Importantly, all the data specified is stored in global memory, and the fact that the input array can be large enough (about 40 million points). All this directly affects the speed of the kernel.
How do we speed up the execution of this kernel (any techniques are welcome: use of shared memory / textures, use of stencil templates, etc.)?

What I would call a "standard" usage of shared memory to buffer a block of col_image for use (and reuse) by the threadblock would be a "standard" suggestion here.
According to my tests, it seems to offer a substantial improvement. Since you have not provided a complete code, or any sort of data set or results verification, I will skip all those also. What follows then is a not-really-tested implementation of shared memory into your existing code, to "buffer" a (threadblockwidth + kc2)*(threadblockheight+kc2) "patch" of the col_image input data into a shared memory buffer.

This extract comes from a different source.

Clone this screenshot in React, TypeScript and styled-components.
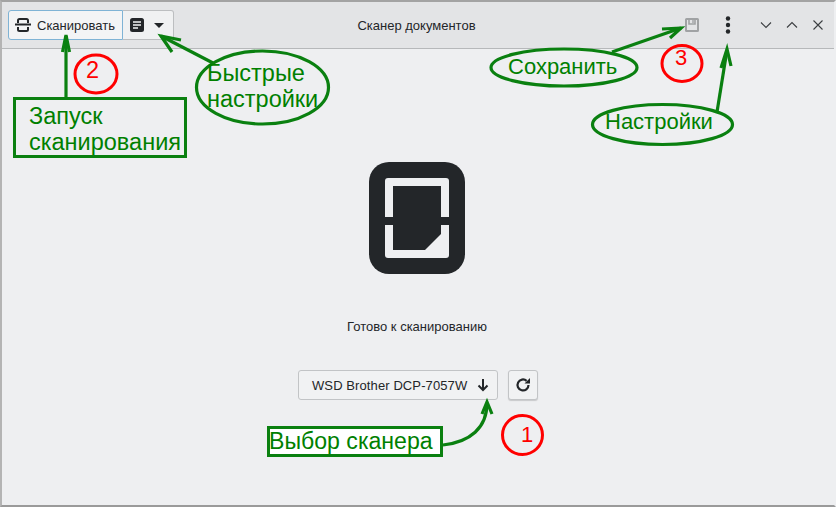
import React from 'react';
import styled, { createGlobalStyle } from 'styled-components';

const Global = createGlobalStyle`
  html, body {
    margin: 0;
    padding: 0;
    background: #eeeff1;
  }
  * {
    box-sizing: border-box;
  }
`;

const Window = styled.div`
  position: relative;
  width: 836px;
  height: 507px;
  overflow: hidden;
  background: #eeeff1;
  border-top: 2px solid #a3a3a3;
  border-left: 2px solid #b4b4b4;
  border-right: 2px solid #eeeff1;
  border-bottom: 2px solid #9a9a9a;
  font-family: 'Liberation Sans', Arial, sans-serif;
  color: #232629;
`;

// sliver of the desktop that shows at the right edge of the shot
const DesktopEdge = styled.div`
  position: absolute;
  top: 138px;
  right: -2px;
  bottom: 0;
  width: 2px;
  background: linear-gradient(#6a8fa5 0, #6a8fa5 50px, #a8a8a8 50px);
`;

const HeaderBar = styled.header`
  height: 47px;
  display: grid;
  grid-template-columns: 1fr auto 1fr;
  align-items: center;
  padding: 0 3px 0 6px;
  background: #e3e4e6;
  border-bottom: 1px solid #b6b8ba;
`;

const LeftTools = styled.div`
  display: flex;
  align-items: center;
`;

const RightTools = styled.div`
  display: flex;
  align-items: center;
  justify-content: flex-end;
`;

const Title = styled.div`
  font-size: 13px;
  margin-left: -6px;
  color: #232629;
`;

const ScanButton = styled.div`
  width: 115px;
  height: 30px;
  display: flex;
  align-items: center;
  gap: 6px;
  padding-left: 6px;
  font-size: 13px;
  background: #f3f4f5;
  border: 1px solid #7fb3d5;
  border-radius: 3px 0 0 3px;
`;

const PresetButton = styled.div`
  width: 51px;
  height: 30px;
  display: flex;
  align-items: center;
  gap: 10px;
  padding-left: 7px;
  background: #f0f1f2;
  border: 1px solid #bcbec0;
  border-left: none;
  border-radius: 0 3px 3px 0;
`;

const IconSlot = styled.div<{ $w: number; $gap?: number }>`
  width: ${(p) => p.$w}px;
  height: 30px;
  margin-left: ${(p) => p.$gap ?? 0}px;
  display: flex;
  align-items: center;
  justify-content: center;
`;

const Content = styled.main`
  height: 456px;
  display: flex;
  flex-direction: column;
  align-items: center;
  padding: 113px 2px 0 0;
`;

const Status = styled.p`
  margin: 45px 0 0;
  font-size: 13px;
  line-height: 16px;
`;

const ScannerRow = styled.div`
  margin-top: 35px;
  display: flex;
  gap: 10px;
  transform: translateX(1px);
`;

const ScannerSelect = styled.div`
  width: 200px;
  height: 30px;
  display: flex;
  align-items: center;
  justify-content: space-between;
  padding: 0 8px 0 13px;
  font-size: 13px;
  letter-spacing: 0.1px;
  background: #f1f2f3;
  border: 1px solid #c2c4c6;
  border-radius: 3px;
`;

const RefreshButton = styled.div`
  width: 30px;
  height: 30px;
  display: flex;
  align-items: center;
  justify-content: center;
  background: #f1f2f3;
  border: 1px solid #c2c4c6;
  border-radius: 3px;
  box-shadow: 0 1px 1px #c8c9cb;
`;

// screenshot annotations, drawn over the window
const Overlay = styled.svg`
  position: absolute;
  left: -2px;
  top: -2px;
  pointer-events: none;
`;

const Note = styled.div<{ $x: number; $y: number; $size?: number; $color?: string }>`
  position: absolute;
  left: ${(p) => p.$x - 2}px;
  top: ${(p) => p.$y - 2}px;
  font-size: ${(p) => p.$size ?? 22}px;
  line-height: 26px;
  color: ${(p) => p.$color ?? '#008000'};
  white-space: pre;
`;

const StartNote = styled(Note)`
  width: 174px;
  height: 61px;
  border: 3px solid #0a8010;
  padding: 3px 0 0 13px;
`;

const ScannerNote = styled(Note)`
  width: 176px;
  height: 31px;
  line-height: 25px;
  text-indent: -1px;
  background: #fff;
  border: 3px solid #0a8010;
`;

function ScanIcon() {
  return (
    <svg width="16" height="14" viewBox="0 0 16 14" fill="none" stroke="#232629" strokeWidth="2">
      <path d="M3 5V2.5Q3 1 4.5 1H11.5Q13 1 13 2.5V5" />
      <path d="M3 9V11.5Q3 13 4.5 13H11.5Q13 13 13 11.5V9" />
      <path d="M0 6.5H16" />
    </svg>
  );
}

function PresetIcon() {
  return (
    <svg width="14" height="14" viewBox="0 0 14 14">
      <rect width="14" height="14" rx="2.5" fill="#232629" />
      <path d="M3 4H11M3 7H11M3 10H8" stroke="#f2f3f4" strokeWidth="1.3" />
    </svg>
  );
}

function SaveIcon() {
  return (
    <svg width="14" height="14" viewBox="0 0 14 14" fill="none" stroke="#a0a2a4" strokeWidth="2">
      <rect x="1" y="1" width="12" height="12" rx="0.5" />
      <path d="M4 1V6H10V1" strokeWidth="1.6" />
      <path d="M8 2V5" strokeWidth="1.4" />
    </svg>
  );
}

function DotsIcon() {
  return (
    <svg width="6" height="18" viewBox="0 0 6 18" fill="#232629">
      <circle cx="3" cy="2.5" r="2.2" />
      <circle cx="3" cy="9" r="2.2" />
      <circle cx="3" cy="15.5" r="2.2" />
    </svg>
  );
}

function ChromeIcon({ d }: { d: string }) {
  return (
    <svg width="12" height="12" viewBox="0 0 12 12" fill="none" stroke="#3b3e41" strokeWidth="1.1">
      <path d={d} />
    </svg>
  );
}

function AppIcon() {
  return (
    <svg width="96" height="112" viewBox="0 0 96 112">
      <rect width="96" height="112" rx="20" fill="#232629" />
      <rect x="16" y="16" width="64" height="80" rx="3" fill="#eeeff1" />
      <rect x="16" y="55" width="64" height="8" fill="#232629" />
      <path d="M24 24H72V72L56 88H24Z" fill="#232629" />
    </svg>
  );
}

function Annotations() {
  const green = '#0a8010';
  return (
    <Overlay width="836" height="507" viewBox="0 0 836 507" fill="none">
      <g stroke={green} strokeWidth="3.2">
        <path d="M66 97V36" />
        <path d="M62.5 52L66 35L69.5 52" />
        <path d="M213 63L161 36" />
        <path d="M181 40L161 36L172 52" />
        <path d="M612 52L681 28" />
        <path d="M662 29L681 28L670 38" />
        <path d="M717 112L727 50" />
        <path d="M721 68L727 49L731 66" />
        <path d="M443 445C470 442 487 428 487 403" />
        <path d="M482 414L487 402L492 414" />
        <ellipse cx="262.5" cy="87.5" rx="66" ry="36.5" />
        <ellipse cx="564" cy="67.5" rx="73" ry="18.5" />
        <ellipse cx="662.5" cy="124.5" rx="70" ry="20" />
      </g>
      <g stroke="#ff0000" strokeWidth="3">
        <ellipse cx="96" cy="74" rx="21" ry="19" />
        <ellipse cx="682" cy="63.5" rx="20" ry="18" />
        <ellipse cx="522.5" cy="435" rx="20" ry="19.5" />
      </g>
    </Overlay>
  );
}

export default function App() {
  return (
    <>
      <Global />
      <Window>
        <HeaderBar>
          <LeftTools>
            <ScanButton>
              <ScanIcon />
              Сканировать
            </ScanButton>
            <PresetButton>
              <PresetIcon />
              <svg width="10" height="5" viewBox="0 0 10 5">
                <path d="M0 0H10L5 5Z" fill="#232629" />
              </svg>
            </PresetButton>
          </LeftTools>
          <Title>Сканер документов</Title>
          <RightTools>
            <IconSlot $w={30}>
              <SaveIcon />
            </IconSlot>
            <IconSlot $w={42}>
              <DotsIcon />
            </IconSlot>
            <IconSlot $w={26} $gap={4}>
              <ChromeIcon d="M1 3.5L6 8.5L11 3.5" />
            </IconSlot>
            <IconSlot $w={26}>
              <ChromeIcon d="M1 8.5L6 3.5L11 8.5" />
            </IconSlot>
            <IconSlot $w={26}>
              <ChromeIcon d="M1.5 1.5L10.5 10.5M10.5 1.5L1.5 10.5" />
            </IconSlot>
          </RightTools>
        </HeaderBar>
        <Content>
          <AppIcon />
          <Status>Готово к сканированию</Status>
          <ScannerRow>
            <ScannerSelect>
              WSD Brother DCP-7057W
              <svg width="12" height="14" viewBox="0 0 12 14" fill="none" stroke="#232629" strokeWidth="2">
                <path d="M6 1V12M1.5 7.5L6 12L10.5 7.5" />
              </svg>
            </ScannerSelect>
            <RefreshButton>
              <svg width="16" height="16" viewBox="0 0 16 16" fill="none" stroke="#232629" strokeWidth="2.2">
                <path d="M13.5 8A5.5 5.5 0 1 1 11.6 3.8" />
                <path d="M15 1V6.5H9.5Z" fill="#232629" stroke="none" />
              </svg>
            </RefreshButton>
          </ScannerRow>
        </Content>
        <DesktopEdge />
        <Annotations />
        <Note $x={207} $y={60} $size={23.5}>Быстрые{'\n'}настройки</Note>
        <Note $x={508} $y={54}>Сохранить</Note>
        <Note $x={605} $y={109}>Настройки</Note>
        <Note $x={86} $y={57} $size={23.5} $color="#ff0000">2</Note>
        <Note $x={675} $y={45} $color="#ff0000">3</Note>
        <Note $x={521} $y={422} $color="#ff0000">1</Note>
        <StartNote $x={13} $y={97} $size={23.5}>Запуск{'\n'}сканирования</StartNote>
        <ScannerNote $x={267} $y={426} $size={23.1}>Выбор сканера</ScannerNote>
      </Window>
    </>
  );
}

Thereafter, during the double-nested for-loops, the data is read out of the shared memory buffer.
A 2D shared memory stencil operation like this is an exercise in indexing as well as an exercise in handling edge cases. Your code is somewhat simpler in that we need only consider the edges to the "right" and "downward" when considering the needed "halo" of data to be buffered into shared memory.
I have not attempted to verify that this code is perfect. However it should give you a "roadmap" for how to implement a 2D shared memory buffer system, with some motivation for the effort: I witness about a ~5x speedup by doing so, although YMMV, and its entirely possible I've made a performance mistake.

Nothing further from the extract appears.